A study by Aon Re shows that average expected results for homeowners' insurance in hurricane-prone US states are insufficient to cover the cost of capital.
Aon Re said that even before Hurricane Katrina made landfall, homeowner insurers in coastal states knew their returns were insufficient to sustain the capital required to support the growing exposure to catastrophes.
Randall Brubaker, head of the rate-making support practice of Aon Re Services, said: "Many factors combine to create the continual need for higher premiums from homeowners in coastal states.
"These include constant population growth on concentrated coastlines, increasing home sizes and values, expansion of cover through changing interpretations of policies or statutes, and an increase in the frequency of hurricanes making landfall."

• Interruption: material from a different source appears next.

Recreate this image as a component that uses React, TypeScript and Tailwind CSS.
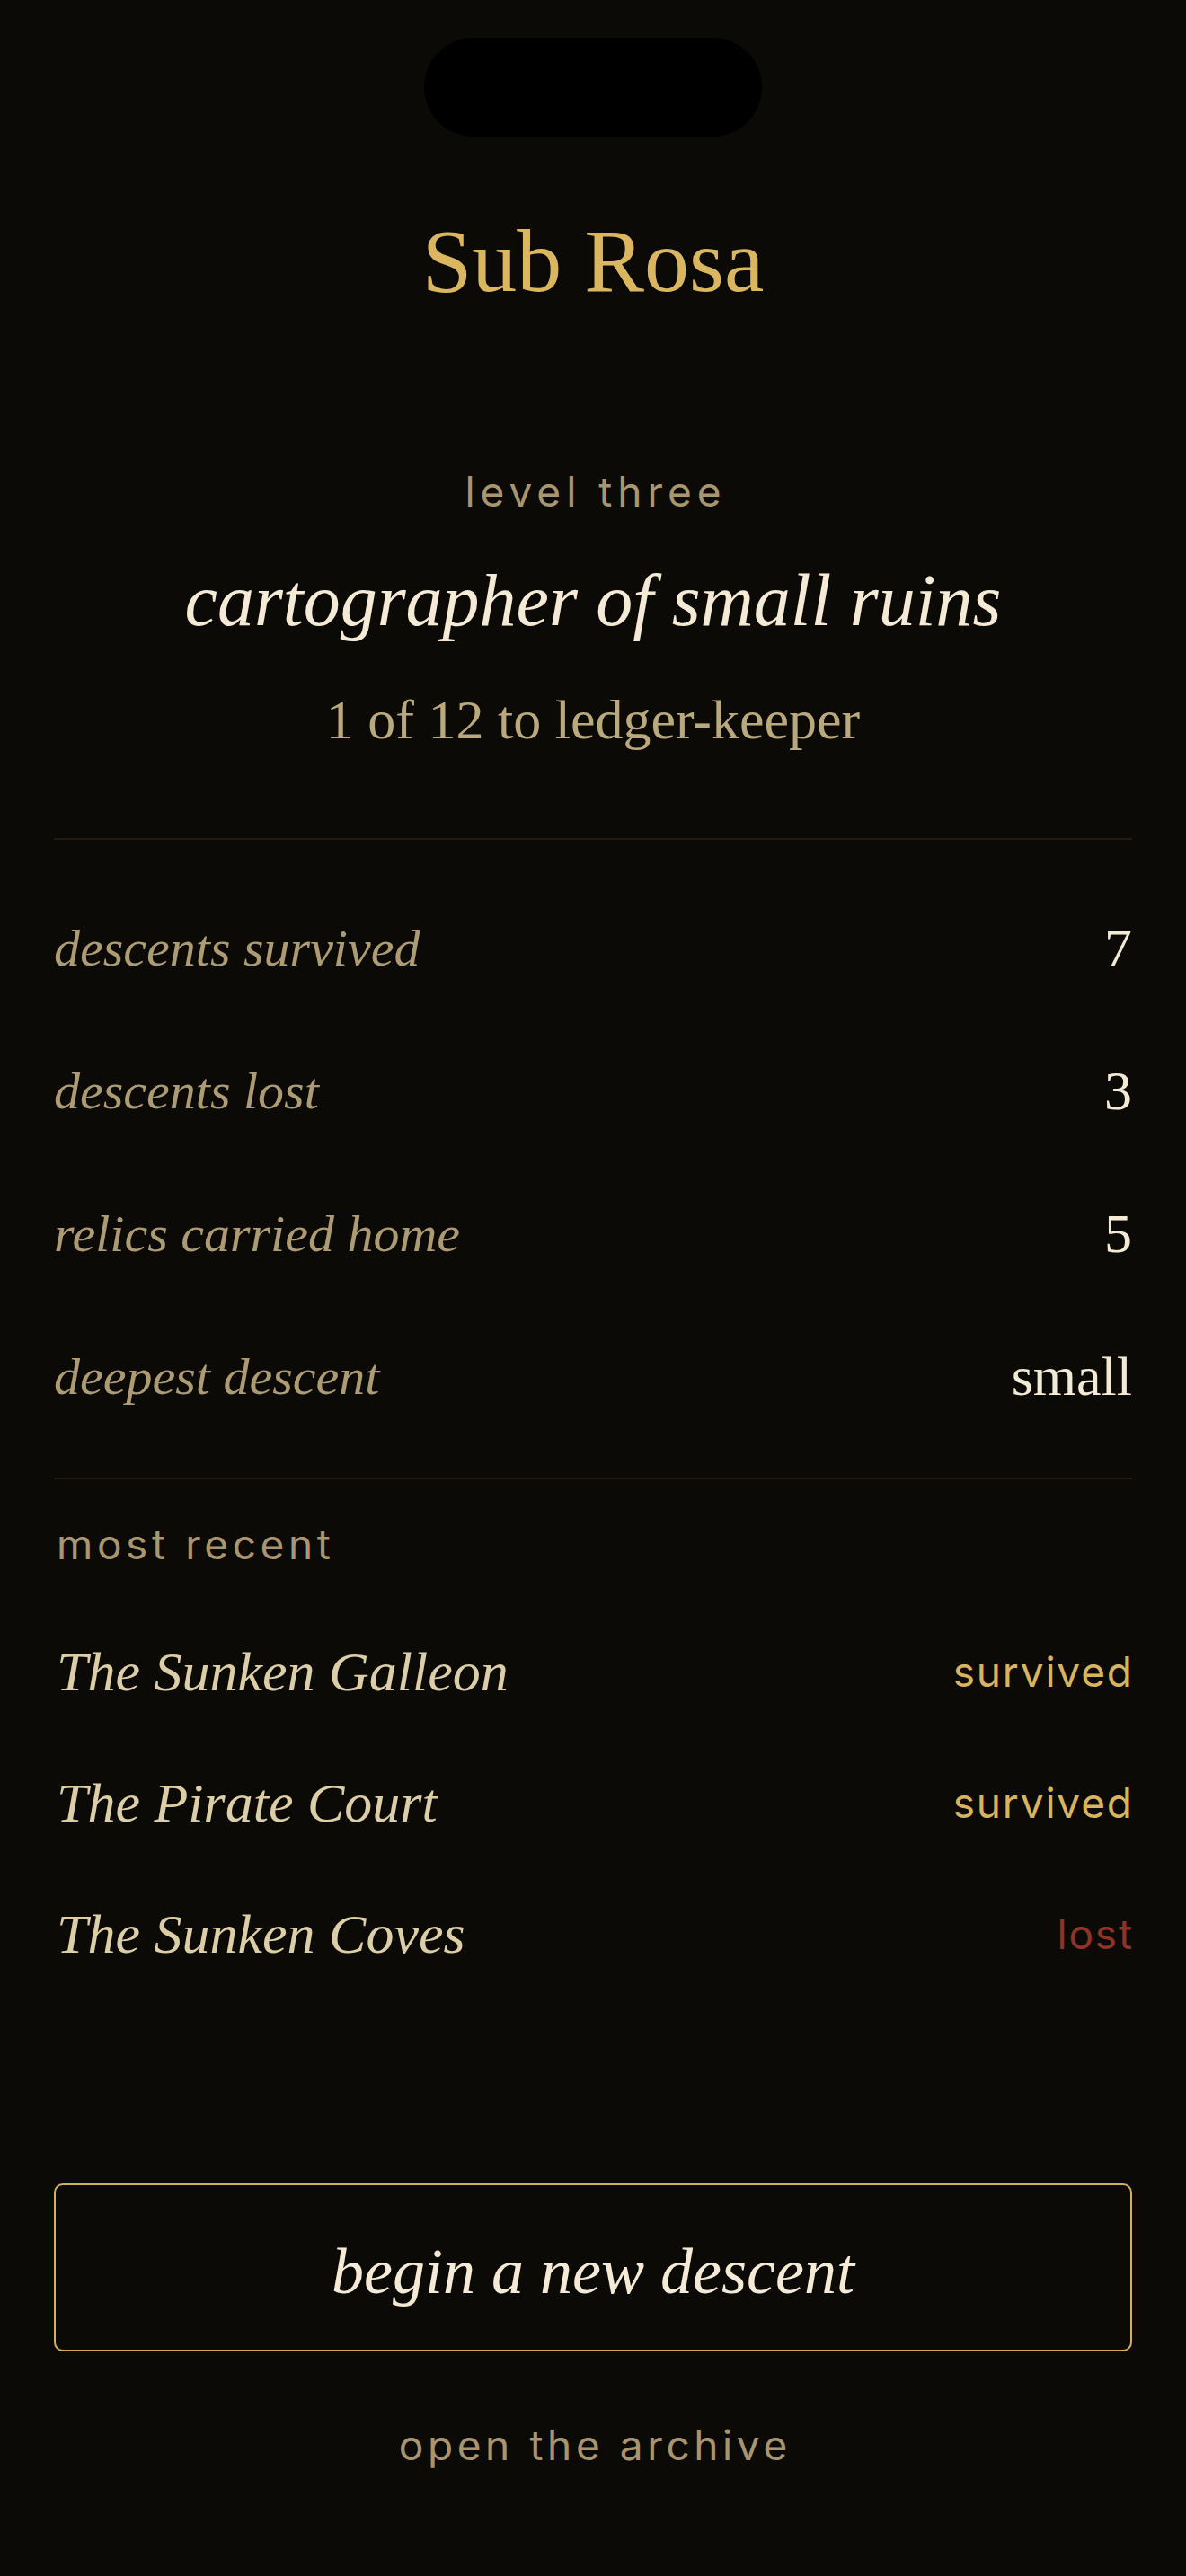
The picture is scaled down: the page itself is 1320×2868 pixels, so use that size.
import React from "react";

const serif = "font-['Liberation_Serif','Times_New_Roman',serif]";
const sans = "font-['Inter','Liberation_Sans',sans-serif]";

const stats = [
  { label: "descents survived", value: "7" },
  { label: "descents lost", value: "3" },
  { label: "relics carried home", value: "5" },
  { label: "deepest descent", value: "small" },
];

const recent = [
  { title: "The Sunken Galleon", outcome: "survived" },
  { title: "The Pirate Court", outcome: "survived" },
  { title: "The Sunken Coves", outcome: "lost" },
];

function Divider() {
  return <div className="h-[2px] w-full bg-[#211a11]" />;
}

export default function App() {
  return (
    <div className="min-h-[2868px] w-full bg-[#0c0a06] px-[60px] antialiased">
      <div className="flex justify-center pt-[42px]">
        <div className="h-[110px] w-[376px] rounded-full bg-black" />
      </div>

      <h1
        className={`${serif} mt-[89px] text-center text-[100px] leading-[100px] text-[#d9b65f]`}
      >
        Sub Rosa
      </h1>

      <div className="mt-[183px] flex flex-col items-center text-center">
        <div
          className={`${sans} pl-[0.13em] text-[46px] leading-[46px] tracking-[0.13em] text-[#a89670]`}
        >
          level three
        </div>
        <div
          className={`${serif} mt-[58px] text-[82px] italic leading-[82px] text-[#f4ead5]`}
        >
          cartographer of small ruins
        </div>
        <div
          className={`${serif} mt-[60px] text-[62px] leading-[62px] text-[#bba97e]`}
        >
          1 of 12 to ledger-keeper
        </div>
      </div>

      <div className="mt-[101px]">
        <Divider />
      </div>

      <div className="pt-[41px] pb-[33px]">
        {stats.map((s) => (
          <div key={s.label} className="flex h-[159px] items-center justify-between">
            <span
              className={`${serif} text-[58px] italic leading-[159px] text-[#ad9b73]`}
            >
              {s.label}
            </span>
            <span className={`${serif} text-[62px] leading-[159px] text-[#f3ead6]`}>
              {s.value}
            </span>
          </div>
        ))}
      </div>

      <Divider />

      <div className="pl-[3px]">
        <div
          className={`${sans} mt-[49px] text-[46px] leading-[46px] tracking-[0.1em] text-[#a89670]`}
        >
          most recent
        </div>
        <div className="mt-[46px]">
          {recent.map((r) => (
            <div key={r.title} className="flex h-[146px] items-center justify-between">
              <span
                className={`${serif} text-[62px] italic leading-[146px] text-[#dccfa8]`}
              >
                {r.title}
              </span>
              <span
                className={`${sans} -mr-[0.04em] text-[46px] leading-[146px] tracking-[0.04em] ${
                  r.outcome === "lost" ? "text-[#8e3426]" : "text-[#d9b45e]"
                }`}
              >
                {r.outcome}
              </span>
            </div>
          ))}
        </div>
      </div>

      <button
        className={`${serif} mt-[205px] flex h-[187px] w-full items-center justify-center rounded-[10px] border-2 border-[#d5b05a] pt-[8px] text-[72px] italic leading-[72px] text-[#f4ead5]`}
      >
        begin a new descent
      </button>

      <div
        className={`${sans} mt-[81px] pl-[0.1em] text-center text-[46px] leading-[46px] tracking-[0.1em] text-[#a89570]`}
      >
        open the archive
      </div>
    </div>
  );
}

While these factors generate higher premium requirements, strong resistance from regulators and consumer advocacy groups artificially delay the inevitable rise in premiums for policyholders and accelerate insurer downgrades and insolvencies.
After Hurricane Katrina and the four significant hurricanes of 2004, the underlying assumptions about the frequency and severity of storms will be adjusted by insurers to reflect their experience and expectations for the future.
Capital levels have deteriorated so significantly for homeowner insurers that operating results must now generate new surplus to support even current risk levels. Coastal states insurance results are far from returning the cost of capital required to support operations.
The report says that new underwriting strategies that better incorporate the component costs of catastrophe risks, including more conservative views of the uncertainty associated with such risks, will be formulated over the course of the next year, particularly in hurricane-prone states.